Description of the task: Comb the records below for the string "that" and copy each line where it turns up.

Given data:

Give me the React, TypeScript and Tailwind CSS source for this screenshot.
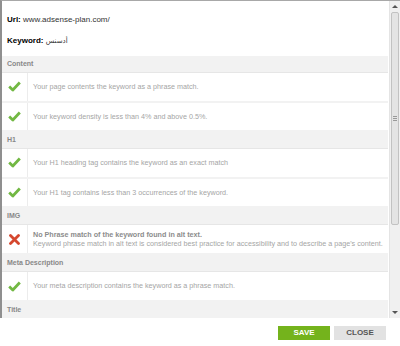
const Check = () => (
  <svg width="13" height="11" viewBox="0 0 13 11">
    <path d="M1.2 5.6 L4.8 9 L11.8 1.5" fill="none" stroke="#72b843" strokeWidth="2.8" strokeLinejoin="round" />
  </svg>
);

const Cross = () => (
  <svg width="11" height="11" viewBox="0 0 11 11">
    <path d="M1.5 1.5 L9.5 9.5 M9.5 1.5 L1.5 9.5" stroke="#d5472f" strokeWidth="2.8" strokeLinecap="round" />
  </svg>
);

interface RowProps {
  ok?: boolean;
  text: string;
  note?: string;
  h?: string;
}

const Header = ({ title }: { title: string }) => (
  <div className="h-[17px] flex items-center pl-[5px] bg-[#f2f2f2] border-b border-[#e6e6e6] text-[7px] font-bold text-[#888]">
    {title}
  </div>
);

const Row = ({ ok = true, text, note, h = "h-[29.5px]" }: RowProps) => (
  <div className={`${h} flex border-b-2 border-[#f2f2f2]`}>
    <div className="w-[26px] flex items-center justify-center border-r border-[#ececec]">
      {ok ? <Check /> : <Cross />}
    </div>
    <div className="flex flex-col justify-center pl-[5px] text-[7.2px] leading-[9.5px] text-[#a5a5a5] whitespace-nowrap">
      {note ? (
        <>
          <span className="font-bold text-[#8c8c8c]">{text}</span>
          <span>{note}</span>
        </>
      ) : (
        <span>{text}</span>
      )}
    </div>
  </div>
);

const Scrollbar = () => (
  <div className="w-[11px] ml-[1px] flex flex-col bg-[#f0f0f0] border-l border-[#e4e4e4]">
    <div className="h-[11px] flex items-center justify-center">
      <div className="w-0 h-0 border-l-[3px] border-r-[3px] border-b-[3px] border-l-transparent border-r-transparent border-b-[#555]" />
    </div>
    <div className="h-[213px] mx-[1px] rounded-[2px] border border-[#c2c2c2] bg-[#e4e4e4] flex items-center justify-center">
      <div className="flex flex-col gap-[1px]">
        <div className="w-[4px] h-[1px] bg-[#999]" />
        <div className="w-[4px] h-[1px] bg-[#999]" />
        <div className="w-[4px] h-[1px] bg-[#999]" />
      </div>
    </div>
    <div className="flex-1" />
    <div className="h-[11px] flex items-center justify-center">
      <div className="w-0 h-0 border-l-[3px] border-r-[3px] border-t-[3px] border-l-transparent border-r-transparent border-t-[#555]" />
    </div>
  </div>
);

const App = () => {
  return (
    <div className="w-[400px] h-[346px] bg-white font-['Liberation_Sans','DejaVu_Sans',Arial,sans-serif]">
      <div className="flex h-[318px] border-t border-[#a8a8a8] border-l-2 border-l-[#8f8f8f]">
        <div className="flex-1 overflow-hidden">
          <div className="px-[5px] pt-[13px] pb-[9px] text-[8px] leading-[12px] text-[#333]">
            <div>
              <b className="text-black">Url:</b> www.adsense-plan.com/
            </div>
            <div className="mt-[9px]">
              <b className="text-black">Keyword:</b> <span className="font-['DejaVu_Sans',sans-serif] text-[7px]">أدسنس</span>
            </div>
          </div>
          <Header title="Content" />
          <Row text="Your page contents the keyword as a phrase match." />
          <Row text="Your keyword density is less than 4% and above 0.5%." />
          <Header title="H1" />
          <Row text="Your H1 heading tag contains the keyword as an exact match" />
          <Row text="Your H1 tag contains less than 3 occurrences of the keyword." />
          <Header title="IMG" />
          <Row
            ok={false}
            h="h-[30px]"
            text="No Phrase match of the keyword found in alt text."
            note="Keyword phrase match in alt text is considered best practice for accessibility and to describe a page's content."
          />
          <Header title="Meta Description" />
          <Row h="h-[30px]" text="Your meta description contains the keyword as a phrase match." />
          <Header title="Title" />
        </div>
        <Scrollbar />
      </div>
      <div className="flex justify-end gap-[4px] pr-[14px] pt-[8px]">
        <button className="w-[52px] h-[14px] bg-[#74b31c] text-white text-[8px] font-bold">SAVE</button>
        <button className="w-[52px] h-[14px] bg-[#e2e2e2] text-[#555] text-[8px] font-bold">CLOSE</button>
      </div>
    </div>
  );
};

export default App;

==

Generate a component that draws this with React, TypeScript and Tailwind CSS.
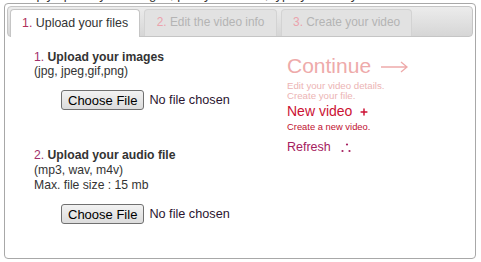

==

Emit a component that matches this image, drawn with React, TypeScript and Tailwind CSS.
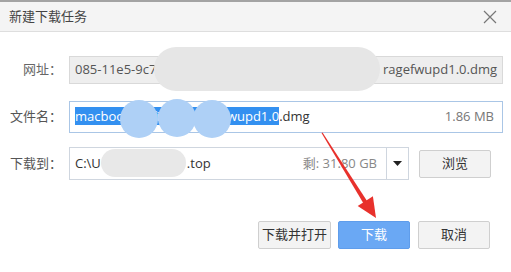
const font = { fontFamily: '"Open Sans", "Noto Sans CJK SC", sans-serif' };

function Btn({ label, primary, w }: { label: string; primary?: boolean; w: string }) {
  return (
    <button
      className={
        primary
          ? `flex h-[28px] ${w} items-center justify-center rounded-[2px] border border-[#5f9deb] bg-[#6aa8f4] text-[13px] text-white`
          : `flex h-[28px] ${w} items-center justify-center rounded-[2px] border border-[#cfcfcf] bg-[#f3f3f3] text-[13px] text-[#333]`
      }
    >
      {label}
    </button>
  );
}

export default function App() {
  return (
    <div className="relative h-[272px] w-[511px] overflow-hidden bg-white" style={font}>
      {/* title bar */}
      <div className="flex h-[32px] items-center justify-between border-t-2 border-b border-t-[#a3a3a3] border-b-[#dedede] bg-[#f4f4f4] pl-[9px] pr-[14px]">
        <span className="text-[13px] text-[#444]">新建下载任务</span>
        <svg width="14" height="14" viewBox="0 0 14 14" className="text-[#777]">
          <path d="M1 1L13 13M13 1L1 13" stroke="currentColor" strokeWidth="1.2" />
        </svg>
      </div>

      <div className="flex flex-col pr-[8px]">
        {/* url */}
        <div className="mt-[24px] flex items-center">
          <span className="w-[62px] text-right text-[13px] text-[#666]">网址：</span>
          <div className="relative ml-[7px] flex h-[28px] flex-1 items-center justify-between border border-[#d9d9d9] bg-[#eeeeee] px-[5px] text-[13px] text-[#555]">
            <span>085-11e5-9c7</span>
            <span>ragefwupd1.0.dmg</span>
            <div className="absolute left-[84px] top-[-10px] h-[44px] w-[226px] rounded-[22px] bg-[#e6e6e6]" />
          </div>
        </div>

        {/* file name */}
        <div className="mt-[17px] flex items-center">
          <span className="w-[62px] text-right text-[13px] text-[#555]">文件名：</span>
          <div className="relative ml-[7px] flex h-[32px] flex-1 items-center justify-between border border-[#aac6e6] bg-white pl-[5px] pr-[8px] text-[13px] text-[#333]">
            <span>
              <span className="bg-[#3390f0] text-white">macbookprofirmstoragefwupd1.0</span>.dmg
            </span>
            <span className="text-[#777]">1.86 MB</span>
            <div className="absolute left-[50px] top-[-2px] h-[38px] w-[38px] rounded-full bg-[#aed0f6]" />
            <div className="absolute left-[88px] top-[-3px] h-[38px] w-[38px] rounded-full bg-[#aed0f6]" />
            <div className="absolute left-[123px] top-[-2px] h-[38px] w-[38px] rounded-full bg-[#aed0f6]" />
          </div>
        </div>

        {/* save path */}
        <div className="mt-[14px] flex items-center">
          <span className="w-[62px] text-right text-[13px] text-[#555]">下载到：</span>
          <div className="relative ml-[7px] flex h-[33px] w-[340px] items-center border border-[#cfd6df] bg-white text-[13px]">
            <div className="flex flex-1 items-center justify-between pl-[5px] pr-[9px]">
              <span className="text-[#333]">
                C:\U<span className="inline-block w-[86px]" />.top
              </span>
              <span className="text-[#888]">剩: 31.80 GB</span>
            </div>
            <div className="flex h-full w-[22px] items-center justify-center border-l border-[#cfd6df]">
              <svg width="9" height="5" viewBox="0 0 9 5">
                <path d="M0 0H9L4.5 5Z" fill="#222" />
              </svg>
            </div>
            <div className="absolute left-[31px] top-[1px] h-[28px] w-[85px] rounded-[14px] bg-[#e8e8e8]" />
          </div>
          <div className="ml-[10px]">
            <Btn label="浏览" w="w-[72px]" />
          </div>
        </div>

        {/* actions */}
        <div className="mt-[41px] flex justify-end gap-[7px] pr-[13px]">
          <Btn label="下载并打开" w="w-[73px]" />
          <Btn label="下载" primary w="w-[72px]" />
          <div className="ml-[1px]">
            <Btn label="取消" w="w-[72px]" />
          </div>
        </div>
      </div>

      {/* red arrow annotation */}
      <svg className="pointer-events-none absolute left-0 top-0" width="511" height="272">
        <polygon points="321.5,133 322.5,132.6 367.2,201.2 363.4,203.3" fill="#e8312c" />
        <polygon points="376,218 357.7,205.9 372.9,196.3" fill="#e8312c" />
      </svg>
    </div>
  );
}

Exercise response:
Generate a component that draws this with React, TypeScript and Tailwind CSS.
Emit a component that matches this image, drawn with React, TypeScript and Tailwind CSS.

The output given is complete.